Riders on the non-electrified NJ Transit commuter rail lines – the Raritan Valley, the Pascack Valley, the Main/Bergen lines, the Montclair-Boonton line beyond Montclair State University, and the North Jersey Coast Line beyond Long Branch – do not currently have a one-seat ride to New York Penn Station because diesel locomotives aren’t allowed in the existing trans-Hudson tunnel for ventilation reasons.  However, the introduction of dual-mode locomotives can still enable some of these riders – specifically on the Raritan Valley, Montclair-Boonton, and Coast Line – to gain a one-seat ride to New York Penn Station through the existing tunnel. It would require no more than some adjustments to the schedules on those lines and on the Northeast Corridor line (into which the other lines tie prior to entering the tunnel).

Neither a new tunnel nor the new dual-mode locomotives would presently be sufficient to give a one-seat ride to the Pascack Valley and Main/Bergen lines, however – those lines also need a new connector track in Secaucus to patch into the Northeast Corridor. But this Secaucus connection, like the introduction of dual-mode locomotives, could be done independently of the ARC Tunnel and could still give those riders a one-seat ride, under schedule adjustments as noted above. 

Whether the existing tunnel could handle the additional demand for rail ridership that might be generated by the convenience of a one-seat ride is a legitimate question that will still need to be addressed.  From a technological standpoint, however, none of the new one-seat rides is contingent upon the construction of a new tunnel; the technology and physical connectivity improvements that enable new direct service are entirely separate from the capacity issue.  And while the ARC Tunnel’s cancellation certainly does affect capacity (trans-Hudson capacity constraints were, after all, the whole reason for proposing the new tunnel in the first place), it should not be seen as precluding other service improvements.

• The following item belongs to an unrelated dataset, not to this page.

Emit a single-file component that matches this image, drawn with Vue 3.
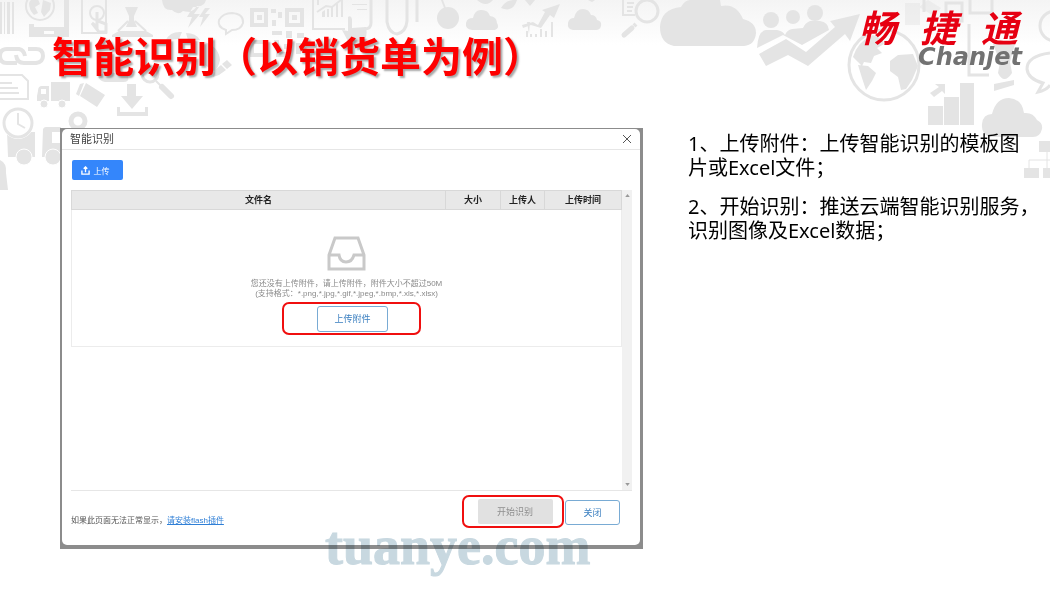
<script setup>
const columns = [
  { name: '文件名', cls: 'c-name' },
  { name: '大小', cls: 'c-size' },
  { name: '上传人', cls: 'c-user' },
  { name: '上传时间', cls: 'c-time' },
]
</script>

<template>
  <div class="slide">
    <svg class="backdrop" viewBox="0 0 1050 200" preserveAspectRatio="xMidYMin slice" aria-hidden="true">
      <defs>
        <linearGradient id="shade" x1="0" y1="0" x2="0" y2="1">
          <stop offset="0" stop-color="#f4f4f4" />
          <stop offset="1" stop-color="#fff" />
        </linearGradient>
      </defs>
      <rect width="1050" height="45" fill="url(#shade)" />
      <g class="fill">
        <!-- barcode -->
        <path d="M0 2h2v32H0zM4 2h1v32H4zM7 2h3v32H7zM12 2h2v32h-2z" />
        <!-- tablet -->
        <path fill-rule="evenodd" d="M29 24h5v3h30V0h5v37H29zM44 31v3h10v-3z" />
        <path d="M29 3q3-6 8-6l3 7-5 3 3 6-4 2q-5-5-5-12zM43 0l8 3-1 7-6 7-3-5z" />
        <!-- crane -->
        <path fill-rule="evenodd" d="M125 7h13l-4 9v4l3 7h-11l3-7v-4zM112 35l7-4h27l7 4v2h-41z" />
        <!-- storm cloud -->
        <path d="M162 0h44q-2 7-9 6-5 8-14 5-5 5-11-1-9 1-10-10zM193 7l-6 10h5l-4 11 12-14h-6l5-7zM205 8l-6 9h4l-3 10 10-13h-5l5-6z" />
        <!-- coded squares -->
        <path fill-rule="evenodd" d="M250 8h18v19h-18zM254 12v11h10V12zM285 8h19v19h-19zM289 12v11h11V12zM257 15h5v5h-5zM292 15h5v5h-5zM250 40h18v17h-18zM254 44v9h10v-9z" />
        <path d="M271 9h5v4h-5zM278 12h4v6h-4zM272 20h4v6h-4zM272 31h10v4h-10zM286 31h6v7h-6zM297 33h7v5h-7zM274 40h5v7h-5zM284 44h7v5h-7zM296 43h5v11h-5zM276 52h14v5h-14z" />
        <!-- van -->
        <path fill-rule="evenodd" d="M51 82h19v19H51zM38 91q0-5 4-5h7v15H37v-5zM41 89v5h5v-5z" />
        <!-- tag -->
        <path d="M80 84l4-1-5 13-3-2zM86 83l19 12-8 12-17-11z" />
        <!-- shapes behind the heading -->
        <path d="M98 76q8-7 30 0 2 6-5 6h-18q-6-1-7-6z" />
        <path d="M166 40q4-9 16-8l-3 7zM186 33q10 0 14 7h-12zM205 42q14 5 15 18-2 9-6 11l-9-6z" />
        <!-- pencil -->
        <path d="M213 77l2-7 6-5 5 5-7 5zM222 64l5-4 5 5-5 4z" />
        <!-- download -->
        <path d="M127 84h9v12h7l-11 13-11-13h6zM117 107h3v5h25v-5h3v9h-31z" />
        <!-- delivery truck -->
        <path fill-rule="evenodd" d="M7 132h28v25H8zM43 129q1-2 3-2h15v30H42zM52 132v11h9v-11z" />
        <path d="M0 160q7 3 6 13l2 17H0z" />
        <!-- hand -->
        <path d="M348 17q3-2 4 2v9l14-1q2 9-3 18h-13l-8-15 6 1z" />
        <path d="M322 12l3-2v7h-3zM327 9h2v8h-2zM331 7h2v10h-2zM336 4h2v13h-2zM352 4h15v1h-15zM357 9h10v1h-10z" />
        <!-- bauble -->
        <circle cx="448" cy="18" r="11" />
        <path d="M441 0h2l3 8h-2zM477 0h16q-7 8-16 0zM501 8q5-9 16-8-4 13-16 8zM527 22l3 0-1 12z" />
        <!-- small clouds -->
        <path d="M472 30q-7-1-6-7 1-5 7-5 2-9 9-8 6 0 8 6 7 1 7 7 3 5-2 7z" />
        <path d="M573 30q-6-1-5-7 1-5 6-5 2-9 9-9 6 0 8 6 5 0 6 5 5 1 4 6-1 4-5 4z" />
        <path d="M525 0h10l-5 6zM588 0h7l-3 2z" />
        <!-- growth chart -->
        <path d="M522 25l11-3 5 3 7-13-3-2 18-6-6 14-4-3-9 13-10-3-8 3zM526 31h2v6h-2zM530 34h2v3h-2zM535 34h2v3h-2zM540 29h2v8h-2zM545 31h2v6h-2zM551 22h2v15h-2z" />
        <!-- large cloud -->
        <path d="M674 46q-14-3-14-19 1-18 21-20 4-7 9-7h30l1 6q15-3 22 13 13 3 13 14-1 12-12 13z" />
        <!-- people and rising arrow -->
        <circle cx="771" cy="20" r="8" /><circle cx="793" cy="17" r="7" /><circle cx="815" cy="13" r="8" />
        <path d="M757 48q1-17 9-18h11q6 1 8 5 2-5 7-6l11-1q2-5 7-7h10q8 1 9 9l-27 15-19-10z" />
        <path d="M759 54l27-15 20 13 29-25-5-6 30-7-10 27-5-7-37 32-20-11-22 11z" />
        <!-- bars and arrow -->
        <path d="M928 106h15v19h-15zM944 97h15v28h-15zM960 83h14v42h-14zM930 93l9-6-4-3h10v10l-3-3-8 6z" />
        <!-- right cloud -->
        <path d="M991 137q-10-2-9-13 1-10 10-10 4-16 17-16 13 1 15 15 9-1 13 7 6 3 5 9-2 8-9 8z" />
        <!-- organisation chart -->
        <path d="M1039 141h11v11h-11zM1024 168h15v10h-15zM1043 168h7v10h-7z" />
        <!-- globe land -->
        <path d="M853 57q5-16 20-22l9 4 2 5-7 4 5 5-8 3-3 7-7-1-2 4-4-4zM858 65l10 1 8 7-4 8-6 9-4-12zM890 61l8-6 15-1 5 12-6 14-6 9-5 1-3-13-8-6z" />
        <path d="M993 44h22l-5 18 2 11q-8 12-14 0l2-11zM994 84l20-4v5l-20 6z" />
        <path d="M905 3h15v22h-15zM928 0l13 8-7 8-15-9z" opacity=".5" />
      </g>
      <g class="wheel">
        <circle cx="44" cy="104" r="4" /><circle cx="62" cy="104" r="4" />
        <circle cx="24" cy="157" r="8" /><circle cx="53" cy="157" r="8" />
      </g>
      <circle class="face" cx="18" cy="123" r="16" />
      <g class="stroke">
        <circle cx="40" cy="6" r="14" stroke-width="2" />
        <path d="M82 0v33h24V0M118 31l10-10m7 0l11 10" stroke-width="2" />
        <circle cx="97" cy="13" r="7" stroke-width="2" />
        <path d="M97 12v15l-5-4 7 9h7v-8l-8-3" stroke-width="3" />
        <path d="M226 30q-9-3-7-10 4-7 13-7 12 1 11 10-2 7-11 7l-6 4z" stroke-width="2" />
        <path d="M17 63H7q-7 0-7-7t7-7h12q5 1 6 7M16 55q1 8 8 8h12q7-1 7-7 0-7-7-7h-8" stroke-width="4" />
        <path d="M0 75h22l6 6v18H0M0 83h12M0 88h18M0 93h19" stroke-width="2" />
        <circle cx="18" cy="123" r="14" stroke-width="3" />
        <path d="M18 113v11l7 4" stroke-width="2" />
        <circle cx="78" cy="121" r="7" stroke-width="5" />
        <circle cx="150" cy="74" r="8" stroke-width="3" />
        <path d="M156 81l5 5" stroke-width="2" /><path d="M162 87l9 9" stroke-width="6" stroke-linecap="round" />
        <path d="M313 0v29h32M342 0v17M318 0v5M317 12l9-6 6 1 9-7" stroke-width="2" />
        <path d="M371 0v23q0 6-7 6M387 0v22q2 11 10 12 9-2 10-13V0M417 0v22" stroke-width="3" />
        <path d="M623 0v15h12M627 3h7M627 7h6M627 11h5" stroke-width="2" />
        <circle cx="647" cy="11" r="11" stroke-width="3" />
        <path d="M636 24l-2 2" stroke-width="4" />
        <path d="M632 28l-8 7" stroke-width="5" stroke-linecap="round" />
        <circle cx="884" cy="65" r="35" stroke-width="3" />
        <path d="M924 0v12M969 24v51h20M970 0v13h22V0M946 3h16v18h-16z" stroke-width="3" />
        <circle cx="1055" cy="26" r="15" stroke-width="3" />
        <path d="M1050 53q-23 3-23 16 1 10 16 14l-5 9q9-2 12-7" stroke-width="3" />
        <path d="M1029 168v-8h21M1047 152v16" stroke-width="1" />
      </g>
    </svg>

    <header class="top">
      <h1>智能识别（以销货单为例）</h1>
      <div class="brand">
        <div class="brand-cn"><span>畅</span><span>捷</span><span>通</span></div>
        <div class="brand-en">Chanjet</div>
      </div>
    </header>

    <main class="content">
      <section class="dialog" aria-labelledby="dlg-title">
        <div class="sheet">
          <div class="bar">
            <h2 id="dlg-title">智能识别</h2>
            <button class="close" type="button" aria-label="关闭窗口">
              <svg viewBox="0 0 10 10"><path d="M1 1l8 8M9 1l-8 8" /></svg>
            </button>
          </div>

          <div class="tools">
            <button class="upload" type="button">
              <svg viewBox="0 0 10 10"><path d="M1 5v4h8V5M5 7V2M3 3l2-2 2 2" /></svg>
              上传
            </button>
          </div>

          <div class="list">
            <table>
              <thead>
                <tr><th v-for="c in columns" :key="c.name" :class="c.cls">{{ c.name }}</th></tr>
              </thead>
              <tbody>
                <tr>
                  <td colspan="4">
                    <div class="empty">
                      <svg viewBox="0 0 39 35">
                        <path d="M2 19L8 2h23l6 17v14H2zM2 19h10q1 7 7 7t8-7h10" />
                      </svg>
                      <p>您还没有上传附件，请上传附件，附件大小不超过50M<br>(支持格式：*.png,*.jpg,*.gif,*.jpeg,*.bmp,*.xls,*.xlsx)</p>
                      <div class="mark mark-attach">
                        <button class="outline attach" type="button">上传附件</button>
                      </div>
                    </div>
                  </td>
                </tr>
              </tbody>
            </table>
            <div class="scroll" aria-hidden="true">
              <svg viewBox="0 0 6 4"><path d="M0 4l3-4 3 4z" /></svg>
              <svg viewBox="0 0 6 4"><path d="M0 0l3 4 3-4z" /></svg>
            </div>
          </div>

          <div class="foot">
            <p class="hint">如果此页面无法正常显示，<a href="#">请安装flash插件</a></p>
            <div class="mark mark-start">
              <button class="start" type="button" disabled>开始识别</button>
            </div>
            <button class="outline shut" type="button">关闭</button>
          </div>
        </div>
        <div class="watermark">tuanye.com</div>
      </section>

      <aside class="notes">
        <p>1、上传附件：上传智能识别的模板图<br>片或Excel文件；</p>
        <p>2、开始识别：推送云端智能识别服务，<br>识别图像及Excel数据；</p>
      </aside>
    </main>
  </div>
</template>

<style>
body {
  margin: 0;
  background: #fff;
}
</style>

<style scoped>
.slide {
  position: relative;
  min-height: 100vh;
  overflow: hidden;
  background: #fff;
  font-family: "Noto Sans", "Noto Sans CJK SC", sans-serif;
  color: #000;
}
.backdrop {
  position: absolute;
  top: 0;
  left: 0;
  width: 100%;
}
.fill { fill: #e4e4e4; }
.stroke { fill: none; stroke: #e4e4e4; }
.wheel { fill: #e4e4e4; stroke: #fff; stroke-width: 1; }
.face { fill: #fff; }
h1, h2, p { margin: 0; }
button {
  font-family: inherit;
  padding: 0;
  margin: 0;
  box-sizing: border-box;
}
.top {
  position: relative;
  display: flex;
  justify-content: space-between;
  align-items: flex-start;
  height: 128px;
  padding: 0 28px 0 52px;
  box-sizing: border-box;
}
h1 {
  margin-top: 24px;
  font: bold 41px/60px "Noto Sans CJK SC", sans-serif;
  color: #fe0000;
  text-shadow: 2px 2px 2px rgba(0, 0, 0, 0.35);
  white-space: nowrap;
}
.brand { padding-top: 6px; }
.brand-cn {
  display: flex;
  justify-content: flex-end;
  gap: 24px;
  padding-right: 4px;
  font: italic bold 37px/40px "Noto Sans CJK SC", sans-serif;
  color: #e60012;
}
.brand-en {
  text-align: right;
  font: italic bold 24px/22px "DejaVu Sans", sans-serif;
  color: #727272;
}
.content {
  position: relative;
  display: grid;
  grid-template-columns: 583fr 362fr;
  column-gap: 45px;
  padding-left: 60px;
  align-items: start;
}
.dialog {
  position: relative;
  padding: 1px 3px 4px 2px;
  background: #8c8c8c;
}
.sheet {
  background: #fff;
  border-radius: 5px;
}
.bar {
  display: flex;
  justify-content: space-between;
  align-items: center;
  height: 20px;
  padding: 0 8px;
  border-bottom: 1px solid #e6e6e6;
}
h2 {
  font-size: 11px;
  line-height: 20px;
  font-weight: normal;
  color: #444;
}
.close {
  display: flex;
  border: 0;
  background: none;
}
.close svg { width: 10px; height: 10px; }
.close path { stroke: #555; fill: none; stroke-width: 1; }
.tools { padding: 10px; }
.upload {
  display: flex;
  align-items: center;
  justify-content: center;
  gap: 4px;
  width: 51px;
  height: 20px;
  padding-right: 5px;
  border: 0;
  border-radius: 2px;
  background: #3486fb;
  color: #fff;
  font-size: 8px;
}
.upload svg { width: 9px; height: 9px; }
.upload path { fill: none; stroke: #fff; stroke-width: 1.5; }
.list {
  display: flex;
  align-items: stretch;
  height: 300px;
  margin: 0 8px 0 9px;
  border-bottom: 1px solid #e6e6e6;
}
table {
  flex: 1;
  align-self: flex-start;
  table-layout: fixed;
  border-collapse: collapse;
}
th {
  height: 18px;
  padding: 0;
  background: #e8e8e8;
  border: 1px solid #d8d8d8;
  font-size: 9px;
  line-height: 12px;
  color: #222;
}
.c-name { width: 68%; }
.c-size { width: 10%; }
.c-user { width: 8%; }
.c-time { width: 14%; }
td {
  padding: 0;
  border: 1px solid #ececec;
}
.empty {
  display: flex;
  flex-direction: column;
  align-items: center;
  padding: 26px 0 11px;
}
.empty > svg { width: 39px; height: 35px; }
.empty path { fill: none; stroke: #c9c9c9; stroke-width: 3; }
.empty p {
  margin-top: 8px;
  font-family: "Liberation Sans", "Noto Sans CJK SC", sans-serif;
  font-size: 8px;
  line-height: 10px;
  text-align: center;
  color: #8a8a8a;
}
.mark {
  display: flex;
  align-items: center;
  justify-content: center;
  box-sizing: border-box;
  height: 33px;
  border: 2px solid #f00f0f;
  border-radius: 7px;
}
.mark-attach {
  width: 139px;
  margin: 3px 0 0 10px;
  padding-left: 2px;
}
.outline {
  border: 1px solid #79abd4;
  border-radius: 3px;
  background: #fff;
  color: #3a7fc0;
  font-size: 9px;
}
.attach { width: 71px; height: 26px; }
.scroll {
  display: flex;
  flex-direction: column;
  justify-content: space-between;
  align-items: center;
  width: 10px;
  padding: 4px 0;
  box-sizing: border-box;
  background: #f1f1f1;
}
.scroll svg { width: 5px; height: 3px; fill: #999; }
.foot {
  display: flex;
  align-items: flex-start;
  padding: 4px 20px 17px 9px;
}
.hint {
  flex: 1;
  padding-top: 20px;
  font-family: "Liberation Sans", "Noto Sans CJK SC", sans-serif;
  font-size: 8px;
  line-height: 12px;
  color: #555;
}
.hint a { color: #2f7fd6; }
.mark-start {
  width: 102px;
  padding-left: 4px;
}
.start {
  width: 75px;
  height: 25px;
  border: 0;
  border-radius: 2px;
  background: #e1e1e1;
  color: #8f8f8f;
  font-size: 9px;
}
.shut {
  width: 55px;
  height: 25px;
  margin: 5px 0 0 1px;
}
.watermark {
  position: absolute;
  left: 265px;
  bottom: -27px;
  font: bold 54px/60px "Liberation Serif", serif;
  color: #c8d8e0;
  -webkit-text-stroke: 1px #c8d8e0;
  mix-blend-mode: multiply;
  pointer-events: none;
}
.notes {
  padding-top: 4px;
  font-size: 20px;
  line-height: 24px;
  white-space: nowrap;
}
.notes p + p { margin-top: 15px; }
</style>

To sum up in logical terms:

  • Dual-mode locomotives are a necessary and sufficient condition (i.e., no need for the ARC Tunnel) to give a one-seat ride to riders on the Raritan Valley and the outer ends of the North Jersey Coast and Montclair-Boonton lines.
  • Dual-mode locomotives are a necessary but not sufficient condition to give a one-seat ride to the Pascack Valley and Main/Bergen line riders – those riders would also need the Secaucus connecting track (but, again, not the new tunnel).
  • The ARC Tunnel itself is neither necessary nor sufficient – and never has been – to give a one-seat ride to riders on any of the non-electrified lines.  They could all have a one-seat ride without it, via either the dual-mode locomotives alone or the dual-mode locomotives plus the Secaucus connection, and they would all still have needed those other improvements even if the new tunnel were built.
  • The ARC Tunnel, or its equivalent, is necessary to increase significantly the number of trains and passengers moving between New Jersey and New York.